The disc magnet step motor offers a marriage of the permanent magnet motor with the brushless motor. As a result, designers have the advantage to utilize the low inertia to achieve high torque output at higher speeds. Speeds of up to 10,000rpm can be achieved with significantly less torque fall-off than with a hybrid step motor. This combination is well-suited for applications that require quick movement and accurate positioning.

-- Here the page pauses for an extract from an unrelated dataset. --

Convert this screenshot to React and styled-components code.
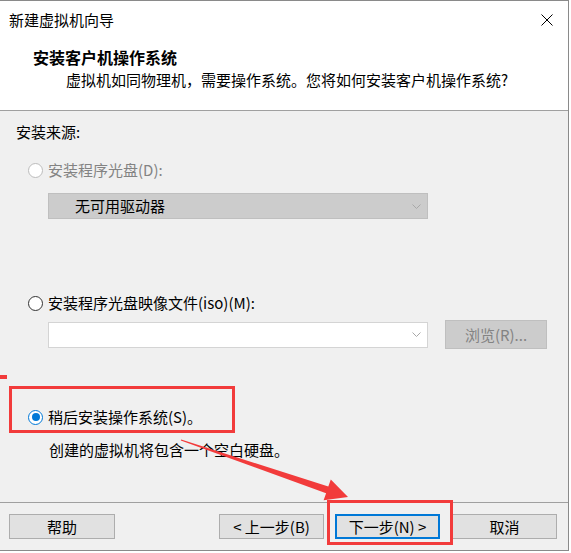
import React from 'react';
import styled, { createGlobalStyle } from 'styled-components';

const Global = createGlobalStyle`
  html, body { margin: 0; padding: 0; background: #fff; }
  body {
    font-family: "Noto Sans CJK SC", "Noto Sans", sans-serif;
    font-size: 15px;
    color: #000;
  }
`;

const Window = styled.div`
  position: relative;
  box-sizing: border-box;
  width: 569px;
  height: 551px;
  border-top: 1px solid #8a8a8a;
  border-right: 1px solid #8a8a8a;
  border-bottom: 1px solid #8a8a8a;
  background: #f0f0f0;
  display: flex;
  flex-direction: column;
`;

const TitleBar = styled.div`
  flex: none;
  height: 38px;
  box-sizing: border-box;
  background: #fff;
  display: flex;
  align-items: center;
  justify-content: space-between;
  padding: 0 15px 0 9px;
`;

const Title = styled.span`
  font-size: 15px;
  line-height: 22px;
`;

const Header = styled.div`
  flex: none;
  height: 72px;
  box-sizing: border-box;
  background: #fff;
  border-bottom: 1px solid #a0a0a0;
  padding: 7px 0 0 33px;
`;

const HeaderTitle = styled.div`
  font-weight: 700;
  font-size: 16px;
  line-height: 22px;
`;

const HeaderDesc = styled.div`
  font-size: 15px;
  line-height: 22px;
  margin: 1px 0 0 33px;
`;

const Main = styled.div`
  flex: 1;
  padding: 10px 0 0 16px;
  display: flex;
  flex-direction: column;
  align-items: flex-start;
`;

const SectionLabel = styled.div`
  line-height: 22px;
`;

const OptionRow = styled.div`
  display: flex;
  align-items: center;
  gap: 5px;
  height: 22px;
  margin: ${(p) => p.$mt}px 0 0 12px;
  color: ${(p) => (p.$disabled ? '#838383' : '#000')};
  line-height: 22px;
`;

const Radio = styled.span`
  position: relative;
  width: 15px;
  height: 15px;
  box-sizing: border-box;
  border-radius: 50%;
  background: #fff;
  border: ${(p) => (p.$checked ? '1.5px' : '1px')} solid
    ${(p) => (p.$checked ? '#0078d7' : p.$disabled ? '#bcbcbc' : '#333')};
  display: flex;
  align-items: center;
  justify-content: center;
  &::after {
    content: '';
    display: ${(p) => (p.$checked ? 'block' : 'none')};
    width: 8px;
    height: 8px;
    border-radius: 50%;
    background: #0078d7;
  }
`;

const Select = styled.div`
  box-sizing: border-box;
  width: 380px;
  height: 26px;
  margin: ${(p) => p.$mt || 0}px 0 0 ${(p) => p.$ml || 0}px;
  background: ${(p) => (p.$disabled ? '#cccccc' : '#ffffff')};
  border: 1px solid ${(p) => (p.$disabled ? '#bfbfbf' : '#d4d4d4')};
  display: flex;
  align-items: center;
  padding: 0 6px 0 26px;
  line-height: 22px;
`;

const SelectText = styled.span`
  flex: 1;
`;

const Chevron = () => (
  <svg width="9" height="5" viewBox="0 0 9 5">
    <polyline points="0.5,0.5 4.5,4.5 8.5,0.5" fill="none" stroke="#a8a8a8" strokeWidth="1" />
  </svg>
);

const ComboRow = styled.div`
  display: flex;
  align-items: center;
  gap: 17px;
  height: 29px;
  margin: 6px 0 0 32px;
`;

const BrowseButton = styled.button`
  box-sizing: border-box;
  width: 102px;
  height: 29px;
  padding: 0;
  background: #cccccc;
  border: 1px solid #bfbfbf;
  color: #838383;
  font-family: inherit;
  font-size: 15px;
  line-height: 22px;
`;

const Note = styled.div`
  margin: 11px 0 0 33px;
  line-height: 22px;
`;

const Footer = styled.div`
  flex: none;
  height: 48px;
  box-sizing: border-box;
  border-top: 1px solid #a0a0a0;
  padding: 11px 11px 0 9px;
  display: flex;
  align-items: flex-start;
`;

const Button = styled.button`
  box-sizing: border-box;
  width: ${(p) => p.$w || 105}px;
  height: 25px;
  padding: 0;
  margin-left: ${(p) => p.$ml || 0}px;
  background: #e1e1e1;
  border: ${(p) => (p.$primary ? '2px solid #0078d7' : '1px solid #adadad')};
  font-family: inherit;
  font-size: 15px;
  line-height: 22px;
  color: #000;
  display: flex;
  align-items: center;
  justify-content: center;
`;

const Spacer = styled.div`
  flex: 1;
`;

const Mark = styled.div`
  position: absolute;
  left: ${(p) => p.$x}px;
  top: ${(p) => p.$y}px;
  width: ${(p) => p.$w}px;
  height: ${(p) => p.$h}px;
  box-sizing: border-box;
  border: ${(p) => (p.$fill ? 'none' : '3px solid #f23b3b')};
  background: ${(p) => (p.$fill ? '#f23b3b' : 'transparent')};
  pointer-events: none;
`;

const ArrowLayer = styled.svg`
  position: absolute;
  left: 0;
  top: 0;
  pointer-events: none;
`;

export default function App() {
  return (
    <>
      <Global />
      <Window>
        <TitleBar>
          <Title>新建虚拟机向导</Title>
          <svg width="12" height="12" viewBox="0 0 12 12">
            <path d="M0.5 0.5 L11.5 11.5 M11.5 0.5 L0.5 11.5" stroke="#000" strokeWidth="1" />
          </svg>
        </TitleBar>
        <Header>
          <HeaderTitle>安装客户机操作系统</HeaderTitle>
          <HeaderDesc>虚拟机如同物理机，需要操作系统。您将如何安装客户机操作系统?</HeaderDesc>
        </Header>
        <Main>
          <SectionLabel>安装来源:</SectionLabel>
          <OptionRow $mt={16} $disabled>
            <Radio $disabled />
            <span>安装程序光盘(D):</span>
          </OptionRow>
          <Select $disabled $mt={12} $ml={32}>
            <SelectText>无可用驱动器</SelectText>
            <Chevron />
          </Select>
          <OptionRow $mt={73}>
            <Radio />
            <span>安装程序光盘映像文件(iso)(M):</span>
          </OptionRow>
          <ComboRow>
            <Select>
              <SelectText />
              <Chevron />
            </Select>
            <BrowseButton>浏览(R)...</BrowseButton>
          </ComboRow>
          <OptionRow $mt={57}>
            <Radio $checked />
            <span>稍后安装操作系统(S)。</span>
          </OptionRow>
          <Note>创建的虚拟机将包含一个空白硬盘。</Note>
        </Main>
        <Footer>
          <Button $w={106}>帮助</Button>
          <Spacer />
          <Button>&lt; 上一步(B)</Button>
          <Button $primary $ml={11}>下一步(N) &gt;</Button>
          <Button $ml={12}>取消</Button>
        </Footer>

        <Mark $fill $x={0} $y={374} $w={7} $h={4} />
        <Mark $x={9} $y={385} $w={226} $h={47} />
        <Mark $x={327} $y={499} $w={126} $h={45} />
        <ArrowLayer width="569" height="551" viewBox="0 0 569 551">
          <polygon
            points="181.2,438.4 328.3,485.6 330.8,478.5 348,496 323.6,499.3 326.1,492.2 180.8,439.6"
            fill="#f23b3b"
          />
        </ArrowLayer>
      </Window>
    </>
  );
}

Servomotors are ideally designed to run at high speeds. They can run under precision control at extremely low speeds, even down to 0rpm. However, because of the oversized rotors now used in steppers, these motors can produce more torque for a given frame size than a servomotor at speeds below 1,000rpm, during stall or when holding a load. As speeds increase above 1,000rpm; however, the torque within a step motor begins to fall off. In a servomotor, the torque doesn't start to fall off until speed reaches 2,500rpm to 3,000rpm, or sometimes higher.

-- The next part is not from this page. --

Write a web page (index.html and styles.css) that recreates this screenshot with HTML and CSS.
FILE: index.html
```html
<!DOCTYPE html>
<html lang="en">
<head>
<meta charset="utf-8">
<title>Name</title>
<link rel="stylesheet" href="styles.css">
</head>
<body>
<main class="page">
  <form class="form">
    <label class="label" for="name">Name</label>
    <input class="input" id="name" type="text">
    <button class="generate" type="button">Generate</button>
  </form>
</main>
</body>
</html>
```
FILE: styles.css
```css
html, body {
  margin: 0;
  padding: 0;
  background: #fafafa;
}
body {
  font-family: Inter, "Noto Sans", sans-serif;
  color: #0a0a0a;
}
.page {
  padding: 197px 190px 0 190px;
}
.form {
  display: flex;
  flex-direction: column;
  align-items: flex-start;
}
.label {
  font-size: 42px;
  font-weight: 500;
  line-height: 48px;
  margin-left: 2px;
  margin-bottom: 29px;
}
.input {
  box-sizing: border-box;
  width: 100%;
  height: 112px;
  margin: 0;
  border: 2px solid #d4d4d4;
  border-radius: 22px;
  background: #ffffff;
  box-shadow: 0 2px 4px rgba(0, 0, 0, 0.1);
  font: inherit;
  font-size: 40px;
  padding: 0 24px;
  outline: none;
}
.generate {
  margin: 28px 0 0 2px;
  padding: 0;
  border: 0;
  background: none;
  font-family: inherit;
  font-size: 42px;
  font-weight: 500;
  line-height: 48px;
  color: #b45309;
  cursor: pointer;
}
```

Even with the developments in servomotors that broaden their application range, steppers are still around 30% less costly compared with an equivalent servo system. Conversely, steppers can be used in applications that have traditionally been servomotor territory. If an application has predictable loads, for example, a stepper can move them with high repeatability and reliability. If external forces are low, a stepper can save cost over a comparable servo system. High-resolution applications are naturals for steppers, whether the motor runs open-loop or has a built-in feedback device. And constant power applications can be more cost effective with steppers rather than with servomotors.